— Start Data lines —

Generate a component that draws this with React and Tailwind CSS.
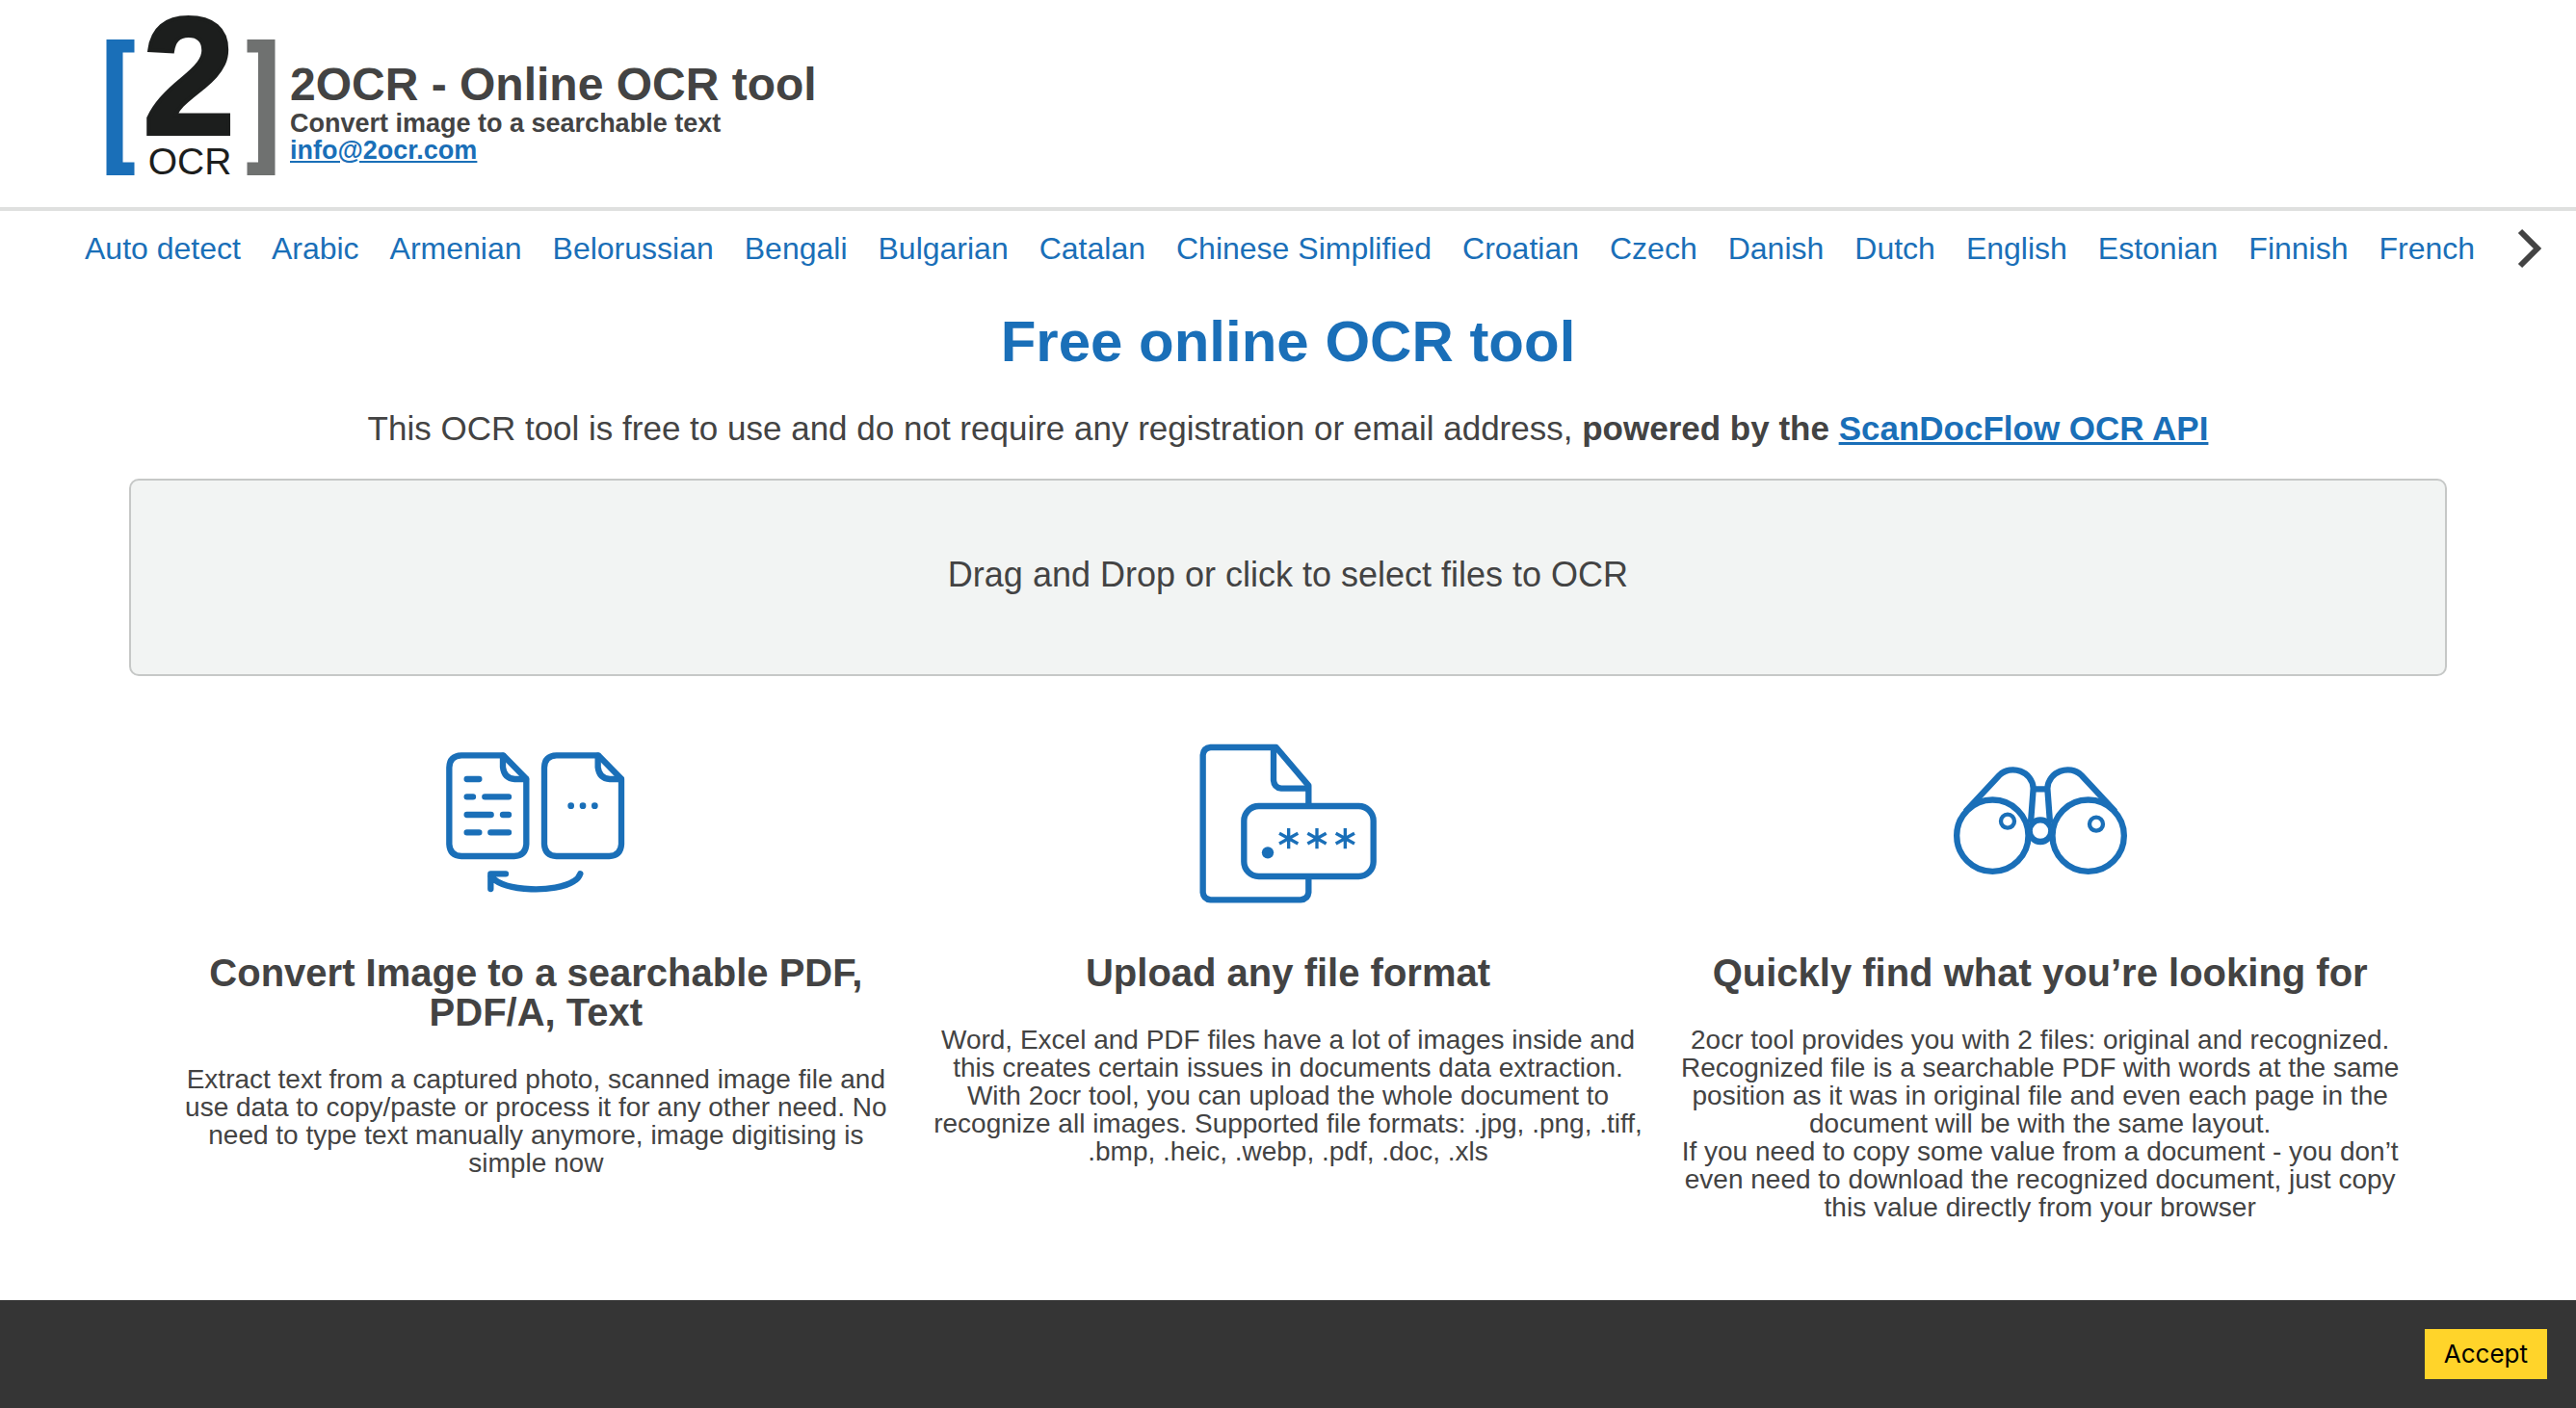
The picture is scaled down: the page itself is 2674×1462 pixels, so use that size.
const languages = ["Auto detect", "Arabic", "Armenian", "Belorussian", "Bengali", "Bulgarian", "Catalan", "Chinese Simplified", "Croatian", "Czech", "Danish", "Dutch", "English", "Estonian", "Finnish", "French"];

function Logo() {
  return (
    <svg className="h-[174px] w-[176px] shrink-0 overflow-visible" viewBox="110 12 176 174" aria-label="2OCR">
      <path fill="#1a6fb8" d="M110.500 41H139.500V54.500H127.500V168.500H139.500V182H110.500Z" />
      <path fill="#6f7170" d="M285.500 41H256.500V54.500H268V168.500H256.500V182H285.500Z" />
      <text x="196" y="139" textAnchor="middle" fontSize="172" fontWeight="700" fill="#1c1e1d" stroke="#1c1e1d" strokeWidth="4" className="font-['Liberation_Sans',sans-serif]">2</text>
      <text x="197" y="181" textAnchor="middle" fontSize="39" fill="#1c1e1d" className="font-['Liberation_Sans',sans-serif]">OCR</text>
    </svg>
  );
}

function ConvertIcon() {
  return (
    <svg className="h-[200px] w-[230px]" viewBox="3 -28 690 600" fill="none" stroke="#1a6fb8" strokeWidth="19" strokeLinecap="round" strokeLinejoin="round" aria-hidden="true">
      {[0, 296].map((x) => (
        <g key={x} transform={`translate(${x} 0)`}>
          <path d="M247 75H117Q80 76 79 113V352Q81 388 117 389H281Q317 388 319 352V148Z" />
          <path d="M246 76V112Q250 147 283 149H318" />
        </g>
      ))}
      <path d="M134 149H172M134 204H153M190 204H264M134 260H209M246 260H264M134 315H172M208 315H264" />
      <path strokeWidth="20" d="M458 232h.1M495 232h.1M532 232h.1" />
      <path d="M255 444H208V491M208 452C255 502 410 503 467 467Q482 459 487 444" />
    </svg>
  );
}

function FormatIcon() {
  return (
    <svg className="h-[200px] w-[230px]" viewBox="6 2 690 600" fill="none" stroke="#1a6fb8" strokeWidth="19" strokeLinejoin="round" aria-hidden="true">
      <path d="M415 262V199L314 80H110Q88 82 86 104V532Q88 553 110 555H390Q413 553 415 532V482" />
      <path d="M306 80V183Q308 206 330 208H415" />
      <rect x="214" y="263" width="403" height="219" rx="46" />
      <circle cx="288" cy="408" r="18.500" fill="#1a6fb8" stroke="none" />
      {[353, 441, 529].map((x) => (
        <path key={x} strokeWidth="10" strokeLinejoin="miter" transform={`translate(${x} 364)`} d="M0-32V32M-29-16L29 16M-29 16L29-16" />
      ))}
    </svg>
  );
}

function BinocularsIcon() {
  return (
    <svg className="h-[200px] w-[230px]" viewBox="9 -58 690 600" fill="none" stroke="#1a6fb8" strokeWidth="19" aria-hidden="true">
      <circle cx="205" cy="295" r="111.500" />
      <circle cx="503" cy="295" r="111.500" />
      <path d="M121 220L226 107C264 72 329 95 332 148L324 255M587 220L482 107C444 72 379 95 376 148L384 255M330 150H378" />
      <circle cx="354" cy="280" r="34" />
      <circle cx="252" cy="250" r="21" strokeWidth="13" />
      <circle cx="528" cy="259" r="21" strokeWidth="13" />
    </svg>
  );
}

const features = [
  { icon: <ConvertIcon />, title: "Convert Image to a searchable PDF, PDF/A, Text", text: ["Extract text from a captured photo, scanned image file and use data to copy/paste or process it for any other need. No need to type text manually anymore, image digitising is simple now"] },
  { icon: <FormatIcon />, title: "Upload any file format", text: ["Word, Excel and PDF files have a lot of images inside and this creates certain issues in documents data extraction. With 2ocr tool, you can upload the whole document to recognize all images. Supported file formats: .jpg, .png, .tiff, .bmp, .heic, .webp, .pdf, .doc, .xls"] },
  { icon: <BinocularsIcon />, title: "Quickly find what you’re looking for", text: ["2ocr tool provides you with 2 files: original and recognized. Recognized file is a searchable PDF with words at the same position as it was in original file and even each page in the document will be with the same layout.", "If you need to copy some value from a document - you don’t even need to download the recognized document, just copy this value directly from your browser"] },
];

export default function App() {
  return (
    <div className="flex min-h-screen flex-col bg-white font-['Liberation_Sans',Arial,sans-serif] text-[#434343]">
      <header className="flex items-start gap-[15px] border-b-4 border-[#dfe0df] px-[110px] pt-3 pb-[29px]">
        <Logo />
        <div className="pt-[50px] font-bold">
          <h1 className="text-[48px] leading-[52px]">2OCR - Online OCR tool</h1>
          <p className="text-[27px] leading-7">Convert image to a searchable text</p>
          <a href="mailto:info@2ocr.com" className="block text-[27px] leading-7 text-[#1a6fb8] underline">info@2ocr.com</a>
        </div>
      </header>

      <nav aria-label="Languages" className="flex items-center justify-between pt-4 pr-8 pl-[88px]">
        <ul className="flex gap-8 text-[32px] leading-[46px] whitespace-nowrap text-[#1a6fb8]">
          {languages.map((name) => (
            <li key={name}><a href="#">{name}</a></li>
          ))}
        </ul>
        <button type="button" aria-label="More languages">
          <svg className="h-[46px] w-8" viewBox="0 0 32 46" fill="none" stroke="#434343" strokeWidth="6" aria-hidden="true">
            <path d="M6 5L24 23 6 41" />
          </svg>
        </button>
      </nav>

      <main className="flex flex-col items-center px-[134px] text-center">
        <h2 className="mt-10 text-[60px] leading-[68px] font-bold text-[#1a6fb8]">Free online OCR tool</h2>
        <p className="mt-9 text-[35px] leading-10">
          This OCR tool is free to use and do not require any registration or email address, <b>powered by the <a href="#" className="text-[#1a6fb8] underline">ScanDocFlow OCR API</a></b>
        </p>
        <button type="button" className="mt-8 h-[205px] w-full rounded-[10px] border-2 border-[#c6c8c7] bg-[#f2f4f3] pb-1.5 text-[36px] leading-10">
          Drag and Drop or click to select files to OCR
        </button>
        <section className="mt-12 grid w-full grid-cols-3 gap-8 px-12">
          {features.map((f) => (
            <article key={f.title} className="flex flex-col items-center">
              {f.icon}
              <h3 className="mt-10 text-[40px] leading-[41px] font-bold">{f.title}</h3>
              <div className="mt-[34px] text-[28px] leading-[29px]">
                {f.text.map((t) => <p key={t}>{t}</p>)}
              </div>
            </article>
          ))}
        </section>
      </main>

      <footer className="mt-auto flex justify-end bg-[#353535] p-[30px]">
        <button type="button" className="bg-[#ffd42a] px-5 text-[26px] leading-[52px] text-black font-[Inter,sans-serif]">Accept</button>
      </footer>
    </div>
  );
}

— End Data lines —

Count how many lines in the data contain the word "page", giving the number without comment.

■ Reply to the exercise
2